Beer drinking, often to excess, has been a staple of the university experience for decades if not centuries. Many universities have worked valiantly to warn students away from the negative side effects of excessive drinking, curtailing tailgate parties, prohibiting beer and alcohol in some residence halls, offering seminars or other public service instruction on alcoholism, and more. Some campuses have tried to ban drinking games to limited success, usually because bars nearby provide all the action drinkers want.

Beer or alcohol consumption is not intrinsically evil. There is no explicit biblical prohibition of drinking, though there is a proscription of drunkenness. Many dedicated and sincere Christian people, including some scholars and pastors, have long warned the faithful away from drinking entirely. Generally, they build their case on the biblical teaching enjoining followers of Christ not to do anything that harms their bodies, the “temple of the Holy Spirit.” And, believers are also warned to stay away from beer or alcohol altogether because consuming it can undermine their testimony of faithfulness and tempt them with other sinful practices that tend to associate with drinking.

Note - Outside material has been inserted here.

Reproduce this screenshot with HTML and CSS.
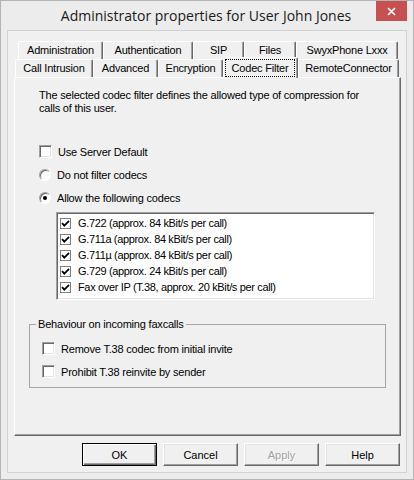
FILE: index.html
```html
<!DOCTYPE html>
<html lang="en">
<head>
  <meta charset="UTF-8">
  <meta name="viewport" content="width=device-width, initial-scale=1.0">
  <title>Administrator properties for User John Jones</title>
  <link rel="stylesheet" href="styles.css">
</head>
<body>
  <div class="window">
    <div class="titlebar">
      <span class="title">Administrator properties for User John Jones</span>
      <button class="close" aria-label="Close">
        <svg width="9" height="9" viewBox="0 0 9 9">
          <path d="M1 1l7 7M8 1l-7 7" stroke="#fff" stroke-width="1.7"></path>
        </svg>
      </button>
    </div>

    <div class="client">
      <div class="tabs">
        <div class="tab-row back">
          <div class="tab tab-admin">Administration</div>
          <div class="tab tab-auth">Authentication</div>
          <div class="tab tab-sip">SIP</div>
          <div class="tab tab-files">Files</div>
          <div class="tab tab-swyx">SwyxPhone Lxxx</div>
        </div>
        <div class="tab-row front">
          <div class="tab tab-intrusion">Call Intrusion</div>
          <div class="tab tab-advanced">Advanced</div>
          <div class="tab tab-encryption">Encryption</div>
          <div class="tab tab-codec selected"><span class="focus">Codec Filter</span></div>
          <div class="tab tab-remote">RemoteConnector</div>
        </div>
      </div>

      <div class="panel">
        <p class="intro">The selected codec filter defines the allowed type of compression for calls of this user.</p>

        <div class="options">
          <label class="opt"><span class="box"></span>Use Server Default</label>
          <label class="opt"><span class="radio"></span>Do not filter codecs</label>
          <label class="opt"><span class="radio"><span class="dot"></span></span>Allow the following codecs</label>
        </div>

        <ul class="codec-list">
          <li><span class="box small"><svg width="9" height="9" viewBox="0 0 9 9"><path d="M1 4.2l2.3 2.4L8 1.8" fill="none" stroke="#000" stroke-width="1.8"></path></svg></span>G.722 (approx. 84 kBit/s per call)</li>
          <li><span class="box small"><svg width="9" height="9" viewBox="0 0 9 9"><path d="M1 4.2l2.3 2.4L8 1.8" fill="none" stroke="#000" stroke-width="1.8"></path></svg></span>G.711a (approx. 84 kBit/s per call)</li>
          <li><span class="box small"><svg width="9" height="9" viewBox="0 0 9 9"><path d="M1 4.2l2.3 2.4L8 1.8" fill="none" stroke="#000" stroke-width="1.8"></path></svg></span>G.711µ (approx. 84 kBit/s per call)</li>
          <li><span class="box small"><svg width="9" height="9" viewBox="0 0 9 9"><path d="M1 4.2l2.3 2.4L8 1.8" fill="none" stroke="#000" stroke-width="1.8"></path></svg></span>G.729 (approx. 24 kBit/s per call)</li>
          <li><span class="box small"><svg width="9" height="9" viewBox="0 0 9 9"><path d="M1 4.2l2.3 2.4L8 1.8" fill="none" stroke="#000" stroke-width="1.8"></path></svg></span>Fax over IP (T.38, approx. 20 kBit/s per call)</li>
        </ul>

        <fieldset class="group">
          <legend>Behaviour on incoming faxcalls</legend>
          <label class="opt"><span class="box"></span>Remove T.38 codec from initial invite</label>
          <label class="opt"><span class="box"></span>Prohibit T.38 reinvite by sender</label>
        </fieldset>
      </div>

      <div class="buttons">
        <button class="btn default">OK</button>
        <button class="btn">Cancel</button>
        <button class="btn" disabled>Apply</button>
        <button class="btn">Help</button>
      </div>
    </div>
  </div>
</body>
</html>
```

FILE: styles.css
```css
body {
  margin: 0;
  padding: 0;
  background-color: #ffffff;
  font-family: 'Liberation Sans', Arial, sans-serif;
  font-size: 11px;
  color: #000000;
}

.window {
  width: 414px;
  height: 480px;
  box-sizing: border-box;
  border: 1px solid #b4b4b4;
  background-color: #ececec;
  display: flex;
  flex-direction: column;
}

/* caption */
.titlebar {
  position: relative;
  height: 29px;
  flex-shrink: 0;
  text-align: center;
}

.title {
  display: block;
  font-family: 'Open Sans', 'Noto Sans', sans-serif;
  font-size: 14px;
  line-height: 29px;
  color: #1a1a1a;
  padding-right: 2px;
}

.close {
  position: absolute;
  top: 0;
  right: 6px;
  width: 31px;
  height: 20px;
  border: none;
  padding: 0;
  background-color: #c75050;
  display: flex;
  align-items: center;
  justify-content: center;
}

/* dialog body */
.client {
  flex: 1;
  margin: 0 6px 6px;
  border: 1px solid #d2d2d2;
  background-color: #f0f0f0;
  padding: 10px 5px 6px 6px;
  display: flex;
  flex-direction: column;
}

.tabs {
  flex-shrink: 0;
}

.tab-row {
  display: flex;
  height: 18px;
}

.tab-row.back {
  margin-left: 4px;
}

.tab-row.front {
  margin-left: 1px;
}

.tab {
  box-sizing: border-box;
  height: 18px;
  border-top: 1px solid #ffffff;
  border-left: 1px solid #ffffff;
  border-right: 1px solid #696969;
  border-radius: 2px 2px 0 0;
  box-shadow: inset -1px 0 #a0a0a0;
  background-color: #f0f0f0;
  text-align: center;
  line-height: 17px;
  letter-spacing: -0.2px;
  white-space: nowrap;
}

.tab-admin { width: 85px; }
.tab-auth { width: 90px; }
.tab-sip { width: 51px; }
.tab-files { width: 52px; }
.tab-swyx { width: 102px; }
.tab-intrusion { width: 78px; }
.tab-advanced { width: 65px; }
.tab-encryption { width: 65px; }
.tab-codec { width: 75px; }
.tab-remote { width: 101px; }

.tab.selected {
  position: relative;
  z-index: 1;
  height: 21px;
  margin-top: -2px;
  margin-bottom: -1px;
  padding: 1px 2px 1px 1px;
}

.focus {
  display: block;
  height: 100%;
  box-sizing: border-box;
  border: 1px dotted #000000;
  line-height: 16px;
}

/* tab page */
.panel {
  flex: 1;
  border-top: 1px solid #ffffff;
  border-left: 1px solid #ffffff;
  border-right: 1px solid #696969;
  border-bottom: 1px solid #696969;
  box-shadow: inset -1px -1px #a0a0a0;
  padding: 0 14px;
  letter-spacing: -0.2px;
}

.intro {
  margin: 11px 10px 0;
  line-height: 13px;
}

.options {
  margin-top: 25px;
  padding-left: 10px;
}

.opt {
  display: flex;
  align-items: center;
  gap: 6px;
  height: 23px;
}

.box {
  width: 13px;
  height: 13px;
  box-sizing: border-box;
  flex-shrink: 0;
  background-color: #ffffff;
  border: 1px solid;
  border-color: #a0a0a0 #ffffff #ffffff #a0a0a0;
  box-shadow: inset 1px 1px #696969, inset -1px -1px #e3e3e3;
  display: flex;
  align-items: center;
  justify-content: center;
}

.box.small {
  width: 11px;
  height: 11px;
  border-color: #808080;
  box-shadow: none;
}

.radio {
  width: 12px;
  height: 12px;
  box-sizing: border-box;
  flex-shrink: 0;
  border-radius: 50%;
  background-color: #ffffff;
  border: 1px solid;
  border-color: #a0a0a0 #ffffff #ffffff #a0a0a0;
  box-shadow: inset 1px 1px #696969;
  display: flex;
  align-items: center;
  justify-content: center;
}

.dot {
  width: 4px;
  height: 4px;
  border-radius: 50%;
  background-color: #000000;
}

.codec-list {
  list-style: none;
  margin: 3px 0 0 27px;
  padding: 2px 0 0 3px;
  width: 319px;
  height: 88px;
  box-sizing: border-box;
  background-color: #ffffff;
  border: 1px solid;
  border-color: #a0a0a0 #ffffff #ffffff #a0a0a0;
  box-shadow: inset 1px 1px #696969, inset -1px -1px #e3e3e3;
}

.codec-list li {
  display: flex;
  align-items: center;
  gap: 7px;
  height: 16px;
  letter-spacing: -0.35px;
}

.group {
  margin: 18px 0 0;
  padding: 6px 6px 4px 6px;
  border: 1px solid #a5a5a5;
  min-width: 0;
}

.group legend {
  padding: 0 2px;
  line-height: 13px;
}

.group .opt {
  padding-left: 6px;
}

/* dialog buttons */
.buttons {
  display: flex;
  justify-content: flex-end;
  gap: 6px;
  margin-top: 7px;
  padding-right: 1px;
  flex-shrink: 0;
}

.btn {
  width: 75px;
  height: 23px;
  padding: 0;
  font-family: 'Liberation Sans', Arial, sans-serif;
  font-size: 11px;
  color: #000000;
  background-color: #f0f0f0;
  border: 1px solid;
  border-color: #ffffff #696969 #696969 #ffffff;
  box-shadow: inset -1px -1px #a0a0a0, inset 1px 1px #e3e3e3;
}

.btn.default {
  border-color: #000000;
  box-shadow: inset 1px 1px #ffffff, inset -1px -1px #696969, inset -2px -2px #a0a0a0;
}

.btn:disabled {
  color: #a0a0a0;
  text-shadow: 1px 1px #ffffff;
}
```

Whatever your view on these matters, clearly binge drinking by university students—many of whom are under the legal drinking age—is not a healthy activity. Beer companies and others in the industry who indirectly promote binge drinking while maintaining a legally parsed distance in their marketing are disingenuous at best. Binge drinking contributes to student traffic accidents, injury, and fatalities, reduces student inhibitions toward sexual activity, and degrades students’ ability to perform well academically.

Binge drinking and university students are not a healthy mix. Beer companies who ignore this reality are more interested in the mighty dollar than responsible drinking. Universities and parents should lobby the beer companies to adopt a higher standard. No one is saying they should not market their product, just that they need to develop socially “responsible marketing.”